I think what you're saying is basically what's happening. The HDMI splitter pretends to be a display/TV, so the playback device sends encrypted data to the splitter, which decrypts it and forwards the decrypted part over the HDMI connections.
From what I could find, it's usually the cheap HDMI splitters that emit unencrypted data over the HDMI ports. That kind of makes sense; they implement HDCP inbound because they have to, but they leave HDCP off the output ports because it reduces their manufacturing cost.
I think you can't just "forward" the encrypted packets, because then both outputs on the splitter would try to communicate back to the player, causing issues. The splitter has to MITM the connection.
That's not correct. Version 1 of their system was, they quickly fixed it to the chagrin of many Linux desktop users (who just want to play and watch the movies they paid for on the hardware they own).

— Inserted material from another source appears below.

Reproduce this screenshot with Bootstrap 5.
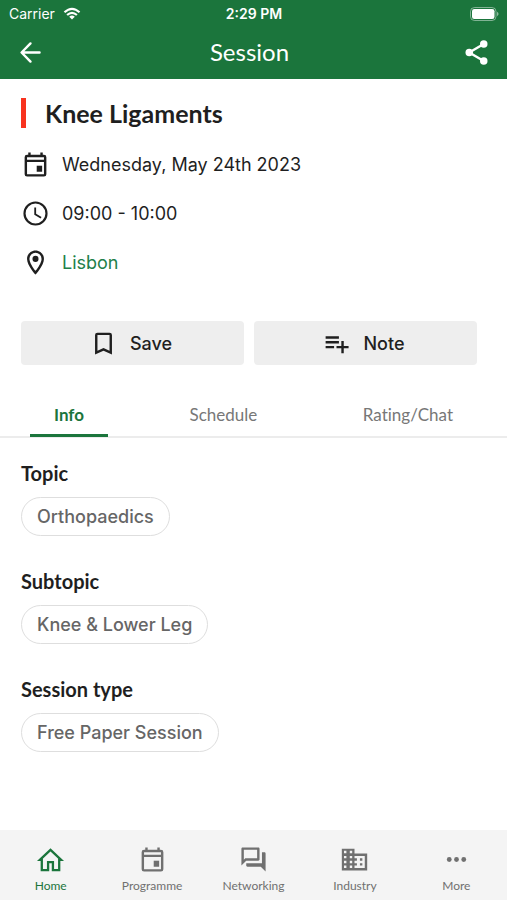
<!DOCTYPE html>
<html lang="en">
<head>
<meta charset="utf-8">
<meta name="viewport" content="width=device-width, initial-scale=1">
<title>Session</title>
<link href="https://cdn.jsdelivr.net/npm/bootstrap@5.3.0/dist/css/bootstrap.min.css" rel="stylesheet">
<style>
:root { --brand: #1b753c; --ink: #1f1f1f; --muted-ink: #666; }
body { font-family: Inter, "Liberation Sans", sans-serif; color: var(--ink); background: #fff; font-size: 18px; line-height: 24px; }
svg { display: block; fill: currentColor; flex-shrink: 0; }
.humanist { font-family: Lato, "Open Sans", sans-serif; font-variant-ligatures: none; }
.brand-bar { background: var(--brand); color: #fff; }
.status { font-size: 14px; line-height: 28px; padding: 0 8px 0 9px; }
.clock-time { font-weight: 600; }
.title-row { height: 51px; padding: 0 16px 3px; }
.title-row h1 { font-size: 24px; line-height: 48px; font-weight: 400; padding-right: 8px; }
.icon-button { color: inherit; border: 0; background: none; padding: 0; }
.page-body { padding: 19px 30px 0 21px; }
.session-name { font-size: 25px; line-height: 30px; font-weight: 700; border-left: 5px solid #f8331f; padding-left: 19px; margin-bottom: 22px; }
.facts { gap: 20px; margin-bottom: 44px; }
.facts li { gap: 12px; line-height: 29px; }
.green-link { color: #218049; text-decoration: none; }
.actions { gap: 10px; }
.action-button { background: #eee; color: var(--ink); border: 0; border-radius: 4px; height: 44px; font-size: 18px; font-weight: 500; gap: 12px; padding: 0 4px 0 0; }
.action-button:hover { background: #e4e4e4; }
.tab-strip { margin-top: 28px; padding: 0 30px; border-bottom: 2px solid #ececec; }
.tab-strip .nav-link { font-size: 17px; line-height: 24px; padding: 10px 24px 7px; color: #777; border-radius: 0; border-bottom: 3px solid transparent; margin-bottom: -1px; }
.tab-strip .nav-link.active { color: var(--brand); font-weight: 700; border-bottom-color: var(--brand); }
.detail-list { padding: 22px 21px 32px; gap: 32px; }
.detail-list h2 { font-size: 20px; line-height: 26px; font-weight: 700; margin-bottom: 11px; }
.pill { display: inline-block; border: 1px solid #dedede; border-radius: 20px; line-height: 37px; padding: 0 15px; color: var(--muted-ink); font-weight: 500; }
.bottom-bar { background: #f4f4f4; height: 70px; }
.bottom-bar a { color: #707070; font-size: 12px; line-height: 16px; text-decoration: none; padding-top: 15px; gap: 4px; }
.bottom-bar a.current { color: var(--brand); }
</style>
<script src="https://cdn.jsdelivr.net/npm/bootstrap@5.3.0/dist/js/bootstrap.bundle.min.js"></script>
</head>
<body class="d-flex flex-column min-vh-100">
<svg width="0" height="0" class="d-none" aria-hidden="true">
  <symbol id="calendar" viewBox="0 0 24 24"><path d="M19 4h-1V2h-2v2H8V2H6v2H5a2 2 0 0 0-2 2v14a2 2 0 0 0 2 2h14a2 2 0 0 0 2-2V6a2 2 0 0 0-2-2zm0 16H5V10h14v10zm0-12H5V6h14v2z"/><path d="M13 13h4.500v5H13z"/></symbol>
</svg>
<header class="brand-bar">
  <div class="status row g-0 align-items-center">
    <div class="col d-flex align-items-center gap-2">Carrier
      <svg width="18" height="14" viewBox="0 0 20 16" role="img" aria-label="Wi-Fi"><g fill="none" stroke="#fff" stroke-width="2.500"><path d="M1.400 6Q10-1.900 18.600 6"/><path d="M4.400 9.100q5.600-5 11.200 0"/></g><path d="M6.800 11.200q3.200-2.800 6.400 0L10 14.400z"/></svg>
    </div>
    <div class="col-auto clock-time">2:29 PM</div>
    <div class="col d-flex justify-content-end">
      <svg width="29" height="14" viewBox="0 0 29 14" role="img" aria-label="Battery full"><rect x=".5" y=".5" width="25.500" height="13" rx="4" fill="none" stroke="#fff" opacity=".45"/><rect x="2" y="2" width="22.500" height="10" rx="2.300"/><path opacity=".5" d="M27 4.800q3.200 2.200 0 4.400z"/></svg>
    </div>
  </div>
  <div class="title-row row g-0 align-items-center">
    <div class="col d-flex"><button class="icon-button" type="button" aria-label="Back"><svg width="29" height="29" viewBox="0 0 24 24"><path fill="none" stroke="#fff" stroke-width="2" stroke-linecap="round" stroke-linejoin="round" d="M19.500 12H5M12 4.500 4.600 12l7.400 7.500"/></svg></button></div>
    <h1 class="col-auto humanist mb-0">Session</h1>
    <div class="col d-flex justify-content-end"><button class="icon-button" type="button" aria-label="Share"><svg width="29" height="29" viewBox="0 0 24 24"><path fill="none" stroke="#fff" stroke-width="2" d="M18 5 6 12l12 7"/><circle cx="18" cy="5" r="3.100"/><circle cx="6" cy="12" r="3.100"/><circle cx="18" cy="19" r="3.100"/></svg></button></div>
  </div>
</header>
<main class="flex-grow-1">
  <section class="page-body">
    <h2 class="session-name humanist">Knee Ligaments</h2>
    <ul class="facts list-unstyled d-flex flex-column">
      <li class="d-flex"><svg width="29" height="29"><use href="#calendar"/></svg>Wednesday, May 24th 2023</li>
      <li class="d-flex"><svg width="29" height="29" viewBox="0 0 24 24"><circle cx="12" cy="12" r="9.100" fill="none" stroke="currentColor" stroke-width="1.800"/><path d="M11 7h1.500v5.200l4.500 2.700-.8 1.200L11 13z"/></svg>09:00 - 10:00</li>
      <li class="d-flex"><svg width="29" height="29" viewBox="0 0 24 24"><path d="M12 2C8.130 2 5 5.130 5 9c0 5.250 7 13 7 13s7-7.750 7-13c0-3.870-3.130-7-7-7zM7 9a5 5 0 0 1 10 0c0 2.880-2.880 7.190-5 9.880C9.920 16.210 7 11.850 7 9z"/><circle cx="12" cy="9" r="2.500"/></svg><a href="#" class="green-link">Lisbon</a></li>
    </ul>
    <div class="actions d-flex">
      <button type="button" class="action-button btn flex-fill w-50 d-flex align-items-center justify-content-center"><svg width="29" height="29" viewBox="0 0 24 24"><path d="M17 3H7a2 2 0 0 0-2 2v16l7-3 7 3V5a2 2 0 0 0-2-2zm0 15-5-2.180L7 18V5h10v13z"/></svg>Save</button>
      <button type="button" class="action-button btn flex-fill w-50 d-flex align-items-center justify-content-center"><svg width="29" height="29" viewBox="0 0 24 24"><path d="M14 10H3v2h11v-2zm0-4H3v2h11V6zm4 8v-4h-2v4h-4v2h4v4h2v-4h4v-2h-4zM3 16h7v-2H3v2z"/></svg>Note</button>
    </div>
  </section>
  <nav class="tab-strip nav justify-content-between humanist" aria-label="Session sections">
    <a class="nav-link active" aria-current="page" href="#">Info</a>
    <a class="nav-link" href="#">Schedule</a>
    <a class="nav-link" href="#">Rating/Chat</a>
  </nav>
  <section class="detail-list d-flex flex-column">
    <div><h2 class="humanist">Topic</h2><span class="pill">Orthopaedics</span></div>
    <div><h2 class="humanist">Subtopic</h2><span class="pill">Knee &amp; Lower Leg</span></div>
    <div><h2 class="humanist">Session type</h2><span class="pill">Free Paper Session</span></div>
  </section>
</main>
<nav class="bottom-bar row g-0 humanist sticky-bottom" aria-label="Main">
  <a href="#" class="current col d-flex flex-column align-items-center" aria-current="page"><svg width="29" height="29" viewBox="0 0 24 24"><path fill="none" stroke="currentColor" stroke-width="1.900" d="M3.200 12.300 12 4l8.800 8.300h-1.600V20.800H14v-6.600h-4v6.600H4.800v-8.500z"/></svg>Home</a>
  <a href="#" class="col d-flex flex-column align-items-center"><svg width="29" height="29"><use href="#calendar"/></svg>Programme</a>
  <a href="#" class="col d-flex flex-column align-items-center"><svg width="29" height="29" viewBox="0 0 24 24"><path d="M15 4v7H5.170L4 12.170V4h11m1-2H3c-.55 0-1 .45-1 1v14l4-4h10c.55 0 1-.45 1-1V3c0-.55-.45-1-1-1zm5 4h-2v9H6v2c0 .55.45 1 1 1h11l4 4V7c0-.55-.45-1-1-1z"/></svg>Networking</a>
  <a href="#" class="col d-flex flex-column align-items-center"><svg width="29" height="29" viewBox="0 0 24 24"><path fill-rule="evenodd" d="M1.500 3H12v4h10.500v14h-21zM3.300 4.800v2h2v-2zm4.800 0v2h2v-2zM3.300 9v2h2V9zm4.800 0v2h2V9zm-4.800 4v2h2v-2zm4.800 0v2h2v-2zm-4.800 4v2h2v-2zm4.800 0v2h2v-2zM12 9v2h2v2h-2v2h2v2h-2v2h8.500V9z"/><path d="M16.500 11h2v2h-2zM16.500 15h2v2h-2z"/></svg>Industry</a>
  <a href="#" class="col d-flex flex-column align-items-center"><svg width="29" height="29" viewBox="0 0 24 24"><circle cx="6" cy="12" r="2"/><circle cx="12" cy="12" r="2"/><circle cx="18" cy="12" r="2"/></svg>More</a>
</nav>
</body>
</html>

So we're back to the state of you don't actually have property rights in any of the things you own or paid for.
bluray encryption was never "cracked". even the above link is clear that it wasn't a crack. just that the encryption mechanism was well understood, but it requires a device key to generate the volume unique key (VUK) that is necessary to decode each individual disc. VUKs can't be revoked, but they are unique to each disc (pressing). device keys can, and when they are, they can't be used to generate a VUK any longer.
so one has 2 options, a database of VUKs that others generate (don't need a device key then) or getting a device to give up its key so that one can generate VUKs onesself. The problem with this is, that that key (if made public) will then be revoked itself.
i.e. I don't consider this being cracked, this is the encryption working exactly as designed.